◆ **TO DO**: Go through the data below. Pull out every line that has the word "styles".

:: EXCERPTED DATA

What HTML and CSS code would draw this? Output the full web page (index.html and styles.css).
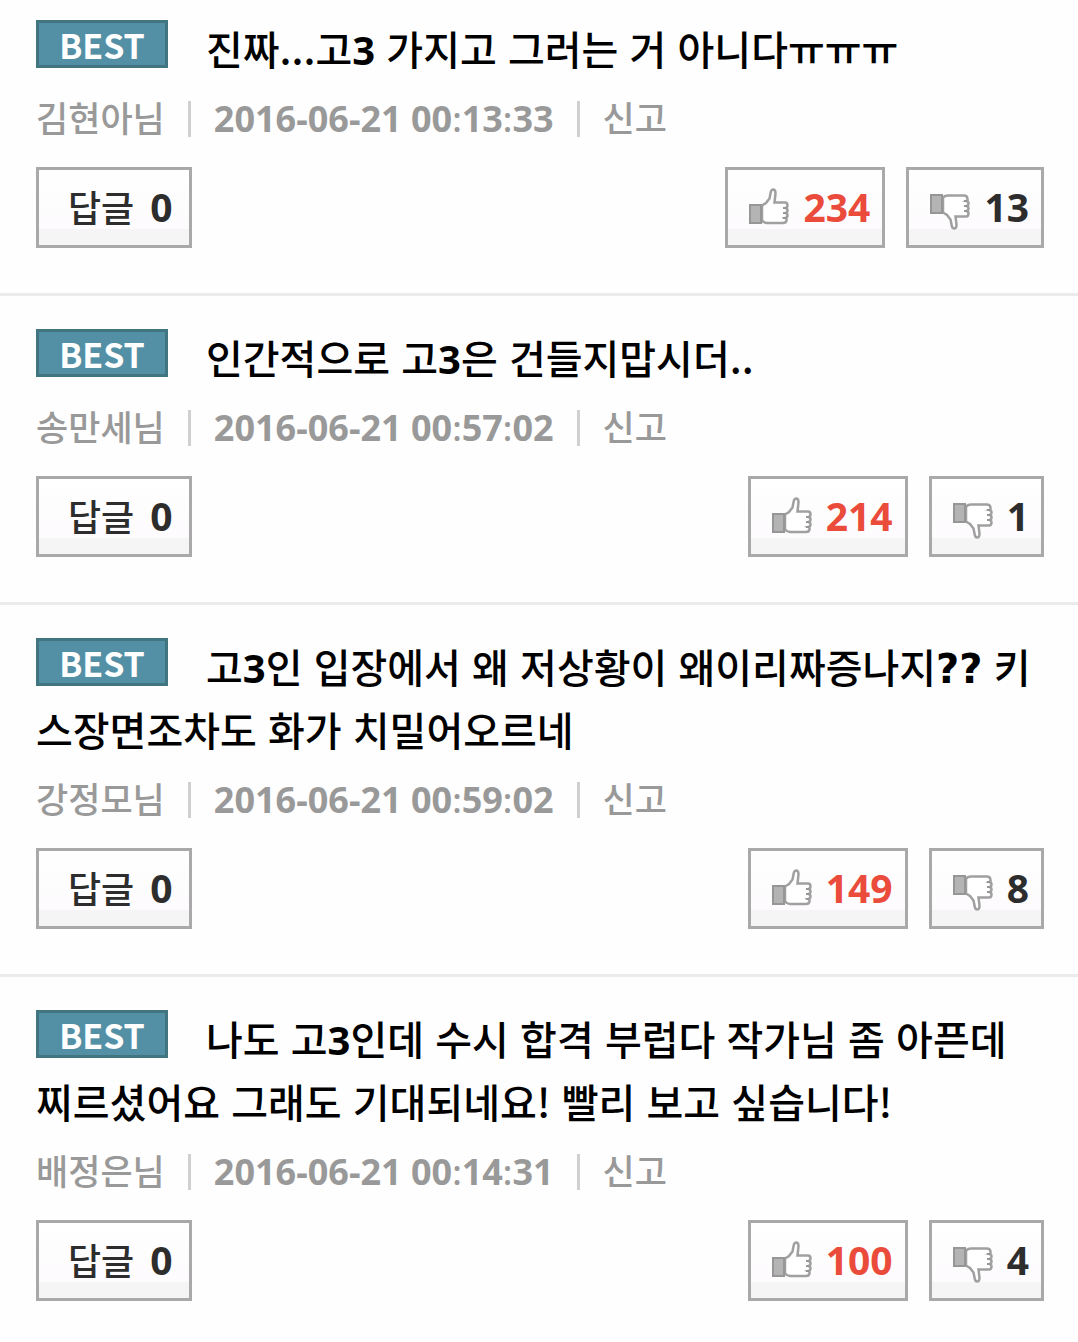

::::
:: EXCERPTED DATA

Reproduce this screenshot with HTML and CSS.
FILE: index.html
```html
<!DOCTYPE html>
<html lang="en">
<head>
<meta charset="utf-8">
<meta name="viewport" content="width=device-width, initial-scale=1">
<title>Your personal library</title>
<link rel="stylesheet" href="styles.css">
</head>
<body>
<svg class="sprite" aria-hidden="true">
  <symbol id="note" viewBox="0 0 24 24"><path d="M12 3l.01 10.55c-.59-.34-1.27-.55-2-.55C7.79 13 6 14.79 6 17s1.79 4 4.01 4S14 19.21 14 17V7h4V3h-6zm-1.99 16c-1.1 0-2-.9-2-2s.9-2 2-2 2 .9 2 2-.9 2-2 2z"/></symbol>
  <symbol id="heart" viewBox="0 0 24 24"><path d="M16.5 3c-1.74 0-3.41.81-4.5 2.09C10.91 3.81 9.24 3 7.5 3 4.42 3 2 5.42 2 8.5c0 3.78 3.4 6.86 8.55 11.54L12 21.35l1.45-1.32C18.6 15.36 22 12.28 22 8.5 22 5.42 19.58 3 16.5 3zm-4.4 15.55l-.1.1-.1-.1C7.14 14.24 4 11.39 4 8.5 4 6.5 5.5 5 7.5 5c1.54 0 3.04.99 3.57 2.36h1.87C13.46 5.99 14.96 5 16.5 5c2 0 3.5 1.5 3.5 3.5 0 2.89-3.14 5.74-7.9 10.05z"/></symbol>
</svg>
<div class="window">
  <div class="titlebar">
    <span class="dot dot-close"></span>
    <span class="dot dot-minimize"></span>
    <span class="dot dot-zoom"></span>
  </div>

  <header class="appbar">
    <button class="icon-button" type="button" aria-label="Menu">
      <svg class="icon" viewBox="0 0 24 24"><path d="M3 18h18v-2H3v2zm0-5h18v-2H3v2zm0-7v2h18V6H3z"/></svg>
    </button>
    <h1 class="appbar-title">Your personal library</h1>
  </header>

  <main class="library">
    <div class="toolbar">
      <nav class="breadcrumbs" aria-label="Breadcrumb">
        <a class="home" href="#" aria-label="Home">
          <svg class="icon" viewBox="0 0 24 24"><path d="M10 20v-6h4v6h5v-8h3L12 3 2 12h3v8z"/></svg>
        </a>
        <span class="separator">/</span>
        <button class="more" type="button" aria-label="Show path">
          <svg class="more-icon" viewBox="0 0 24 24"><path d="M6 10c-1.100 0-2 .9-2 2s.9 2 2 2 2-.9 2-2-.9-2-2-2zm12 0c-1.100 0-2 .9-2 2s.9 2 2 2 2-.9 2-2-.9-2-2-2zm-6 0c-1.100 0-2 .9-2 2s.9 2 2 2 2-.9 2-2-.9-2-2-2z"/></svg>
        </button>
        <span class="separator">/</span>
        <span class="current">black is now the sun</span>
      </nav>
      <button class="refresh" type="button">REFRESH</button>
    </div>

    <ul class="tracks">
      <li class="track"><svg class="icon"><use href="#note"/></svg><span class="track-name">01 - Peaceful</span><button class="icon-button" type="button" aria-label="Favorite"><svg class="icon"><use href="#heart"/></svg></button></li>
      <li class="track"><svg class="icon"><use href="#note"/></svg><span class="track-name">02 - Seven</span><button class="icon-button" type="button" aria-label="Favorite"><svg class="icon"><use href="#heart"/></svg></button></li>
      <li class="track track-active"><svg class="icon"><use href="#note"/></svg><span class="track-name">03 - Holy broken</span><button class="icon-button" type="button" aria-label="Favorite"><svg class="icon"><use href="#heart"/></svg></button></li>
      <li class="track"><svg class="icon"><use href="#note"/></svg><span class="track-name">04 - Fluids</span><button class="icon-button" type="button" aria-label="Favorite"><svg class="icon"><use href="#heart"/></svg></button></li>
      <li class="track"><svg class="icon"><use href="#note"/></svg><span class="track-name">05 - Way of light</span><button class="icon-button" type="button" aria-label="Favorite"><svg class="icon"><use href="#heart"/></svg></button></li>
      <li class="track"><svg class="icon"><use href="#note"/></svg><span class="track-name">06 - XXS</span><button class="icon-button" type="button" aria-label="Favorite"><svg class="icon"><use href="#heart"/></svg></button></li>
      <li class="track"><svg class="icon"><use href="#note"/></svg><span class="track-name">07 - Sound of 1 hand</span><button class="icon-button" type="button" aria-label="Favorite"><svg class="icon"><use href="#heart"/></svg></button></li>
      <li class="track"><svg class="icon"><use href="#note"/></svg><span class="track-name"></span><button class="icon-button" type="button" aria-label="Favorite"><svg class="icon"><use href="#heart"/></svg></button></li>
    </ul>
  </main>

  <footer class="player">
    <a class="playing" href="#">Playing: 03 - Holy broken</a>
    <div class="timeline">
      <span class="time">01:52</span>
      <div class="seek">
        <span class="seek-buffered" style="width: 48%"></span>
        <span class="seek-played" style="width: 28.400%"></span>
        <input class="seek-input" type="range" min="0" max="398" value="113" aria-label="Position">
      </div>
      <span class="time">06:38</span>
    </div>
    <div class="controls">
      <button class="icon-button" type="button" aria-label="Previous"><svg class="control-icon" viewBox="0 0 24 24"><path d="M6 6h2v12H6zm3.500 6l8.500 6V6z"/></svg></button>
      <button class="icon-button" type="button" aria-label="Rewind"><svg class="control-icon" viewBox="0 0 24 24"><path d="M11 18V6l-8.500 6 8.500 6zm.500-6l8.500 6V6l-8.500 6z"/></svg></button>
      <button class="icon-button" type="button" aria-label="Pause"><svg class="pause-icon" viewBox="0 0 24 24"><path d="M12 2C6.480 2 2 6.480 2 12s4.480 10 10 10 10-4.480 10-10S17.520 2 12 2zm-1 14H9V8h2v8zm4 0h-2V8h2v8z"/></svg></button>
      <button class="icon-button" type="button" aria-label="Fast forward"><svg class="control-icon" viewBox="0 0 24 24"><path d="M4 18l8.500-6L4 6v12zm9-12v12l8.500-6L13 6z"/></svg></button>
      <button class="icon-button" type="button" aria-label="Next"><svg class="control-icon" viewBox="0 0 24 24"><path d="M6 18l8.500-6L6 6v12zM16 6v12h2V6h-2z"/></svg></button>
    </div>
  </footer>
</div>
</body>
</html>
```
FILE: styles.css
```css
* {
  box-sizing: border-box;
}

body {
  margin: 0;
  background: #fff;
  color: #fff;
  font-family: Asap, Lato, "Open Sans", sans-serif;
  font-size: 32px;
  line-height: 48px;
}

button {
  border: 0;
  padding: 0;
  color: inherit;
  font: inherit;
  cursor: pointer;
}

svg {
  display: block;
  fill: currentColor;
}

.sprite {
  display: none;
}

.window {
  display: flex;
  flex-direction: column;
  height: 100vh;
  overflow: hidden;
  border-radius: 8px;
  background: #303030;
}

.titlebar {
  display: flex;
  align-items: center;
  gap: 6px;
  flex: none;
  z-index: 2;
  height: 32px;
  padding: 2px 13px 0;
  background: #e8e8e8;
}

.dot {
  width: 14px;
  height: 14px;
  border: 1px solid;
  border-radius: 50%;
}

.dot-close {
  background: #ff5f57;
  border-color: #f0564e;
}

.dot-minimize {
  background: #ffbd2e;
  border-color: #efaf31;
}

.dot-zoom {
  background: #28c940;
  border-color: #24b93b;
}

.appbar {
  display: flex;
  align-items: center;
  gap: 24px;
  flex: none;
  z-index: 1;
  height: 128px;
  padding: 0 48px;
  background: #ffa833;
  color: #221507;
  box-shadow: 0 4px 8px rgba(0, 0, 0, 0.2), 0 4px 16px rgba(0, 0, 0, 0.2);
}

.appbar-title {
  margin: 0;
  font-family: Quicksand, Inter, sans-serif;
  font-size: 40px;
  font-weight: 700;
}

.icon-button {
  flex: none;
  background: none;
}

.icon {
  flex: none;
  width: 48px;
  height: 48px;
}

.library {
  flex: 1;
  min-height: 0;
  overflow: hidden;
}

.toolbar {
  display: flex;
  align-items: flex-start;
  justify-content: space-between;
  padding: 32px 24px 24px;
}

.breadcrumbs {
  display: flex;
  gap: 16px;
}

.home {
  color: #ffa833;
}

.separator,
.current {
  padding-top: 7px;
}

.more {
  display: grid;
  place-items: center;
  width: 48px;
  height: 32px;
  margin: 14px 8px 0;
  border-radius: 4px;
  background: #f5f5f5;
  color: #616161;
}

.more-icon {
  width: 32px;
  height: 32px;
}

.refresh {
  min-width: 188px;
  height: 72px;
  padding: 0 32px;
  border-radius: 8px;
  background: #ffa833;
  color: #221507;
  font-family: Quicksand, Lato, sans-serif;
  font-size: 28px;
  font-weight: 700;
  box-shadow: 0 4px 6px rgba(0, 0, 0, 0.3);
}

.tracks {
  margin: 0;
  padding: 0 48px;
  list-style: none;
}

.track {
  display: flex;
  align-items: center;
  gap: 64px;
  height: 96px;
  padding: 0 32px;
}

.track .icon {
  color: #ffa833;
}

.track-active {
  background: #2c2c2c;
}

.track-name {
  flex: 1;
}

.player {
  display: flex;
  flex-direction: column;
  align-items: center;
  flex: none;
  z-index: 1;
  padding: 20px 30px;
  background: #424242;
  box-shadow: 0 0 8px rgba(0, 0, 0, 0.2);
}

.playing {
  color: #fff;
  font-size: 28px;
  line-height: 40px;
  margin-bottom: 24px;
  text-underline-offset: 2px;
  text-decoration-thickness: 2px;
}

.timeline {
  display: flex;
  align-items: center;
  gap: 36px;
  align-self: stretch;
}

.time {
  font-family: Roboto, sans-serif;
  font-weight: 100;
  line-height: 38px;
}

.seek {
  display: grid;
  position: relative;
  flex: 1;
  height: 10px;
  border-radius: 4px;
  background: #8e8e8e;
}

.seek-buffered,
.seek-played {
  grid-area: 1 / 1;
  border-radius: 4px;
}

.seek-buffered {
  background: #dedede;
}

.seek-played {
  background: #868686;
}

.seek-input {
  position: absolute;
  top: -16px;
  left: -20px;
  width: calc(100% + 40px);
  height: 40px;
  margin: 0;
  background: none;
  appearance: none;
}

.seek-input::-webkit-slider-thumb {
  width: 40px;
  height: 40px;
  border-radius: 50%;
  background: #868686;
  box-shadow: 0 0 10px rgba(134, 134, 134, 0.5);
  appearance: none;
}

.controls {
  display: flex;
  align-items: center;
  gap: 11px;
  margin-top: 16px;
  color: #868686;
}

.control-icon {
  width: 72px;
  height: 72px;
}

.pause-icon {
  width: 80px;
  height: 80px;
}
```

::::

◆ **WORKED SOLUTION**:
What HTML and CSS code would draw this? Output the full web page (index.html and styles.css).
<link rel="stylesheet" href="styles.css">
FILE: styles.css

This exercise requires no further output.